In Praise of Barack Obama

July 28, 2017
US-POLITICS-OBAMA-CORRESPONDENTS

“I am the B-A-R-A-C-K we are meant to be”

Fans of the Tony Award winning musical Hamilton will recognize the above lyric from the show’s “My Shot” in Act 1. I use it because just like Alexander Hamilton did over 200 years before, in 2008 Barack Hussein Obama took his shot when he ran for president. And like Hamilton, he didn’t waste his shot and ran on, among other things, a fervent promise to pass healthcare reform for all (I still believe it should have been called healthcare insurance reform but I digress). And with a sweeping mandate that gave Democrats control of the White House and both chambers of Congress, President Obama delivered on that promise when he signed the ACA into law on March 23, 2010 without a single Republican vote.

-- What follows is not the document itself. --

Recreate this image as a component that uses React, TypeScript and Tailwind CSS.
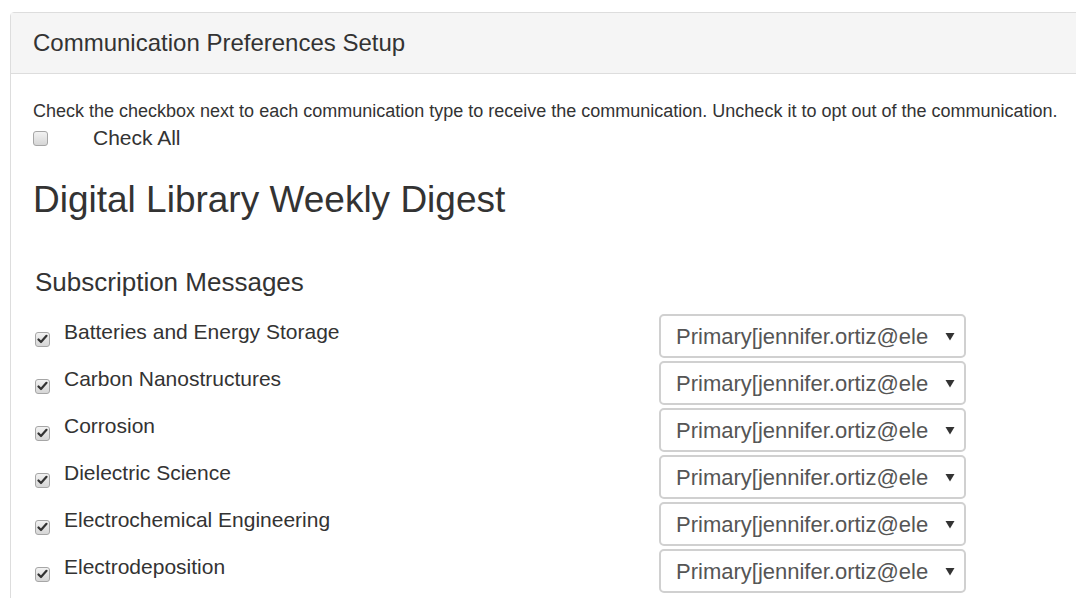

And early this morning, after over 50 fake repeal votes in the House, Supreme Court affirming decisions in June 2012 and June 2015 and a relentless and heartless attack by Republicans hell bent on stripping healthcare insurance from millions of Americans, including many of their own constituents, three brave GOP senators – Susan Collins of Maine, John McCain of Arizona and Lisa Murkowski of Alaska – joined all 48 Democratic senators in voting down the so-called skinny repeal of the ACA.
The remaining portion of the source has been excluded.